Friday, November 4, 2022

Annulled By Consent

The West Virginia Supreme Court of Appeals has annulled an attorney's license, imposing a three-year suspension in one matter and accepting license annulment in a second

This matter involves two lawyer disciplinary actions brought against Respondent David R. Tyson (hereinafter “Mr. Tyson”), a member of the West Virginia State Bar. In Case No. 20-1027, the Office of Lawyer Disciplinary Counsel (hereinafter “ODC”) filed formal charges against Mr. Tyson regarding alleged overbilling of the Public Defender Services Corporation (hereinafter “PDS”) as well as complaints from Mr. Tyson’s former clients. As a result of stipulations entered into in Case No. 20-1027, the parties agreed to certain proposed sanctions including a two (2) year suspension. The Hearing Panel Subcommittee (hereinafter “HPS”) adopted most of the recommended sanctions but increased the length of Mr. Tyson’s recommended suspension. The HPS recommended that Mr. Tyson’s law license be suspended for a period of three (3) years. A few months following the issuance of the HPS’s recommendations in Case No. 20-1027, the Office of Lawyer Disciplinary Counsel filed a petition, Case No. 22-0342, requesting that this Court accept, with the voluntary consent of Mr. Tyson, the annulment of Mr. Tyson’s license to practice law in the State of West Virginia pursuant to Rule 3.25 of the Rules of Lawyer Disciplinary Procedure.

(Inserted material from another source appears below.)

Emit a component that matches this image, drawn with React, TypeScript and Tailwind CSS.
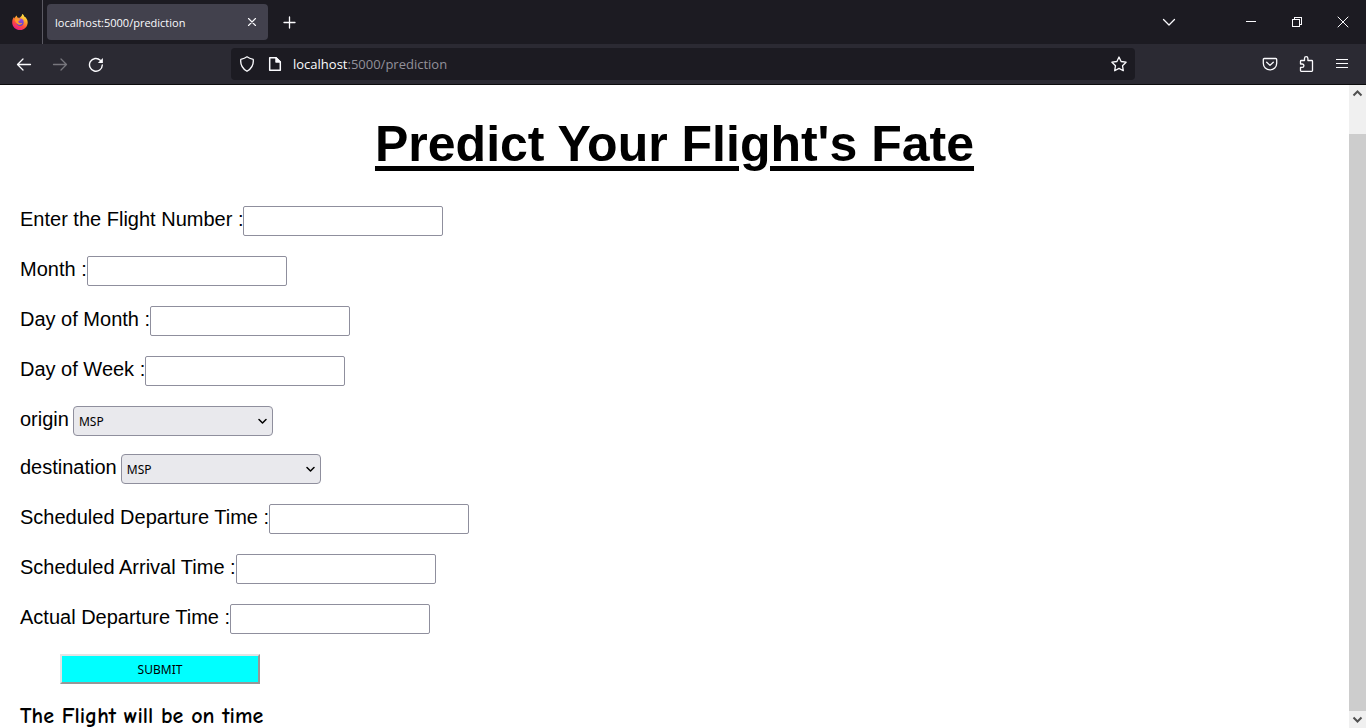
import React from "react";

const iconProps = {
  width: 16,
  height: 16,
  viewBox: "0 0 16 16",
  fill: "none",
  stroke: "currentColor",
  strokeWidth: 1.3,
  strokeLinecap: "round" as const,
  strokeLinejoin: "round" as const,
  "aria-hidden": true,
};

function Icon({ d, crisp }: { d: string; crisp?: boolean }) {
  return (
    <svg {...iconProps} strokeWidth={crisp ? 1 : 1.3} shapeRendering={crisp ? "crispEdges" : "auto"}>
      <path d={d} />
    </svg>
  );
}

function FirefoxLogo() {
  return (
    <svg width="16" height="16" viewBox="0 0 16 16" aria-hidden="true">
      <defs>
        <linearGradient id="flame" x1="0.8" y1="0" x2="0.25" y2="1">
          <stop offset="0" stopColor="#fff44f" />
          <stop offset="0.35" stopColor="#ffa52a" />
          <stop offset="0.65" stopColor="#ff4a3d" />
          <stop offset="1" stopColor="#e5178c" />
        </linearGradient>
        <linearGradient id="globe" x1="0.3" y1="0" x2="0.5" y2="1">
          <stop offset="0" stopColor="#a04be0" />
          <stop offset="1" stopColor="#5b3fd0" />
        </linearGradient>
      </defs>
      <path
        fill="url(#flame)"
        d="M10.1 0c1.6.7 1.900 1.700 2.100 2.500 1.800.8 3.400 3 3.500 5.700C15.800 12.600 12.300 16 8 16S.2 12.700.2 8.400C.2 6.300.9 4.400 2.100 3.100c0 .7.2 1.100.5 1.500.3-1.500 1.300-2.500 2.200-3 0 1 .3 1.700 1 2.200h2.100C8.700 2.800 10 2.200 10.100 0z"
      />
      <circle cx="8" cy="8.3" r="3.7" fill="url(#globe)" />
      <path fill="#ff9a2b" d="M2.700 5.100c1.100-.7 2.300-.6 3.300-.1 1.100.1 2 .2 2.400.6-.2.900-1.300 1.200-1.900 1.500-.4 1.100.2 1.800 1.100 2 .9.300 1.800-.4 2.700 0-.6 1.400-2.100 2-3.600 1.600C4.200 10.100 3.100 7.700 2.700 5.100z" />
    </svg>
  );
}

function ToolButton({ label, children, dim }: { label: string; children: React.ReactNode; dim?: boolean }) {
  return (
    <button
      type="button"
      aria-label={label}
      className={`flex size-8 shrink-0 items-center justify-center ${dim ? "text-[#77767d]" : "text-[#fbfbfe]"}`}
    >
      {children}
    </button>
  );
}

function TabBar() {
  return (
    <div className="flex h-11 shrink-0 items-center bg-[#1c1b22]">
      <div className="flex h-full w-[43px] shrink-0 items-center justify-center border-r border-[#5b5a63] pr-0.5">
        <FirefoxLogo />
      </div>
      <div className="ml-1 flex h-9 w-[221px] items-center justify-between rounded bg-[#42414d] pl-2 text-[#fbfbfe]">
        <span className="pt-0.5 text-[11px]">localhost:5000/prediction</span>
        <ToolButton label="Close tab">
          <svg {...iconProps} strokeWidth={1.1}>
            <path d="M4.500 4.500l7 7M11.500 4.500l-7 7" />
          </svg>
        </ToolButton>
      </div>
      <div className="flex pl-1.5">
        <ToolButton label="New tab">
          <Icon d="M7.500 3v11M2 8.500h11" />
        </ToolButton>
      </div>
      <div className="mr-[50px] ml-auto">
        <ToolButton label="List all tabs">
          <Icon d="M2.500 5.500L8 11l5.500-5.500" />
        </ToolButton>
      </div>
      <div className="flex gap-3.5 pr-[7px]">
        <ToolButton label="Minimize">
          <Icon crisp d="M3.500 7.500h9" />
        </ToolButton>
        <ToolButton label="Restore">
          <Icon crisp d="M3.500 5.500h7v7h-7zM5.500 5.500v-2h7v7h-2" />
        </ToolButton>
        <ToolButton label="Close window">
          <svg {...iconProps} strokeWidth={1}>
            <path d="M3 3l10 10M13 3L3 13" />
          </svg>
        </ToolButton>
      </div>
    </div>
  );
}

function NavBar() {
  return (
    <div className="flex h-[41px] shrink-0 items-center border-b border-[#0c0c0d] bg-[#2b2a33] px-2">
      <div className="flex w-[223px] gap-1">
        <ToolButton label="Back">
          <Icon d="M14.500 8.500H1.500M7 3L1.500 8.500 7 14" />
        </ToolButton>
        <ToolButton label="Forward" dim>
          <Icon d="M1.500 8.500h13M9 3L14.500 8.500 9 14" />
        </ToolButton>
        <ToolButton label="Reload">
          <svg {...iconProps} strokeWidth={1.4}>
            <path d="M14.300 9A6.400 6.400 0 1 1 12.300 4.200" />
            <path d="M14.900 2v5H9.900z" fill="currentColor" stroke="none" />
          </svg>
        </ToolButton>
      </div>
      <div className="flex h-8 max-w-[904px] flex-1 items-center rounded bg-[#1c1b22] text-[#fbfbfe]">
        <ToolButton label="Tracking protection">
          <Icon d="M8 .8c1.600 1.200 3.700 2 6.200 2.500.6 4.800-1.500 9.300-6.200 12C3.300 12.600 1.200 8.100 1.800 3.300 4.300 2.800 6.400 2 8 .8z" />
        </ToolButton>
        <div className="-ml-1">
          <ToolButton label="Site information">
            <svg {...iconProps} strokeWidth={1.5}>
              <path d="M2.700 1.700h6.300l4.300 4.300v8.300H2.700z" />
              <path d="M9 1.700V6h4.300z" fill="currentColor" />
            </svg>
          </ToolButton>
        </div>
        <div className="flex-1 pt-0.5 pl-0.5 text-[13px]">
          localhost<span className="text-[#92919a]">:5000/prediction</span>
        </div>
        <ToolButton label="Bookmark this page">
          <Icon d="M8 1l2.100 4.500 5 .7-3.600 3.500.8 5L8 12.400l-4.300 2.300.8-5L.9 6.200l5-.7z" />
        </ToolButton>
      </div>
      <div className="ml-auto flex gap-1">
        <ToolButton label="Save to Pocket">
          <Icon d="M2.300 2.500h11.400a1 1 0 0 1 1 1v3.700a6.700 6.700 0 0 1-13.400 0V3.500a1 1 0 0 1 1-1zM4.700 6.200L8 9.400l3.300-3.200" />
        </ToolButton>
        <ToolButton label="Extensions">
          <Icon d="M2.500 5.200a.7.700 0 0 1 .7-.7H6.500V2.400a1.700 1.700 0 0 1 3.400 0v2.100h3.900a.7.700 0 0 1 .7.700v9.400a.7.700 0 0 1-.7.700H3.200a.7.700 0 0 1-.7-.7v-3.200h1.700a1.700 1.700 0 0 0 0-3.400H2.500z" />
        </ToolButton>
        <ToolButton label="Open application menu">
          <Icon crisp d="M2 3.500h12M2 7.500h12M2 11.500h12" />
        </ToolButton>
      </div>
    </div>
  );
}

function TextField({ id, label }: { id: string; label: string }) {
  return (
    <div className="flex h-[30px] items-center">
      <label htmlFor={id} className="pb-1">
        {label} :
      </label>
      <input id={id} name={id} type="text" className="h-[30px] w-[200px] rounded-xs border border-[#8f8f9d] bg-white px-1" />
    </div>
  );
}

function SelectField({ id, label }: { id: string; label: string }) {
  return (
    <div className="flex h-[30px] items-center gap-1">
      <label htmlFor={id} className="pb-1">
        {label}
      </label>
      <div className="relative">
        <select
          id={id}
          name={id}
          className="block h-[30px] w-[200px] appearance-none rounded border border-[#8f8f9d] bg-[#e9e9ed] px-[5px] pt-0.5 font-['Noto_Sans',sans-serif] text-xs"
        >
          <option>MSP</option>
          <option>ATL</option>
          <option>DTW</option>
          <option>JFK</option>
          <option>SEA</option>
        </select>
        <svg className="pointer-events-none absolute top-3 right-1.5" width="9" height="7" viewBox="0 0 9 7" fill="none" stroke="#000" strokeWidth="1.5" strokeLinecap="round" strokeLinejoin="round" aria-hidden="true">
          <path d="M1 1.500l3.500 3.500L8 1.500" />
        </svg>
      </div>
    </div>
  );
}

function Scrollbar() {
  return (
    <div className="flex w-[17px] shrink-0 flex-col bg-[#f0f0f0] text-[#505050]">
      <svg width="17" height="17" viewBox="0 0 17 17" fill="none" stroke="currentColor" strokeWidth="2" className="shrink-0" aria-hidden="true">
        <path d="M4.500 10.500l4-4 4 4" />
      </svg>
      <div className="mt-8 flex-1 bg-[#cdcdcd]" />
      <svg width="17" height="17" viewBox="0 0 17 17" fill="none" stroke="currentColor" strokeWidth="2" className="shrink-0" aria-hidden="true">
        <path d="M4.500 6.500l4 4 4-4" />
      </svg>
    </div>
  );
}

export default function App() {
  return (
    <div className="flex h-screen flex-col overflow-hidden bg-white font-['Open_Sans',sans-serif]">
      <TabBar />
      <NavBar />
      <div className="flex min-h-0 flex-1">
        <main className="min-w-0 flex-1 overflow-hidden px-5 pt-[31px] font-['Liberation_Sans',Arial,sans-serif] text-xl leading-6 text-black">
          <h1 className="text-center text-[50px] leading-[56px] font-bold underline decoration-[5px] underline-offset-[5px]">
            Predict Your Flight's Fate
          </h1>
          <form className="mt-[34px] flex flex-col gap-5" onSubmit={(e) => e.preventDefault()}>
            <TextField id="flight-number" label="Enter the Flight Number" />
            <TextField id="month" label="Month" />
            <TextField id="day-of-month" label="Day of Month" />
            <TextField id="day-of-week" label="Day of Week" />
            <div className="flex flex-col gap-[18px]">
              <SelectField id="origin" label="origin" />
              <SelectField id="destination" label="destination" />
            </div>
            <TextField id="scheduled-departure" label="Scheduled Departure Time" />
            <TextField id="scheduled-arrival" label="Scheduled Arrival Time" />
            <TextField id="actual-departure" label="Actual Departure Time" />
            <button
              type="submit"
              className="ml-10 h-[30px] w-[200px] border-2 border-t-[#e3e3e3] border-r-[#979797] border-b-[#979797] border-l-[#e3e3e3] bg-[#00ffff] pt-0.5 font-['Noto_Sans',sans-serif] text-xs"
            >
              SUBMIT
            </button>
          </form>
          <p className="mt-5 font-['Comic_Sans_MS','Comic_Neue','Noto_Sans',sans-serif] text-[22px] font-bold">The Flight will be on time</p>
        </main>
        <Scrollbar />
      </div>
    </div>
  );
}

Upon careful review of the briefs, the appendix record, the arguments of the parties, and the applicable legal authority, we adopt the recommendations of the HPS in Case No. 20-1027. In addition, we grant the Petition for Disbarment in Case No. 22-0342 and order that Mr. Tyson’s license to practice law in the State of West Virginia is annulled by voluntary consent.

Overbilling

Pursuant to the stipulations entered into with the ODC, Mr. Tyson admitted that by charging over 24 hours on each of four different days along with charging 15 hours or more each day on an additional eleven days, he violated Rule 1.5(a)  of the Rules of Professional Conduct.  Mr. Tyson also admitted that he violated Rule 3.3(a)(1) of the Rules of Professional Conduct  by submitting billing vouchers which misrepresented the time expended for services performed before circuit judges and/or appointing tribunals, which resulted in overpayments of fees from the PDS. Mr. Tyson also admitted that because he engaged in improper and/or unsubstantiated billing with regard to cases in which he was appointed to represent indigent clients on behalf of the PDS, he violated Rule 8.4(c) and (d) of the Rules of Professional Conduct.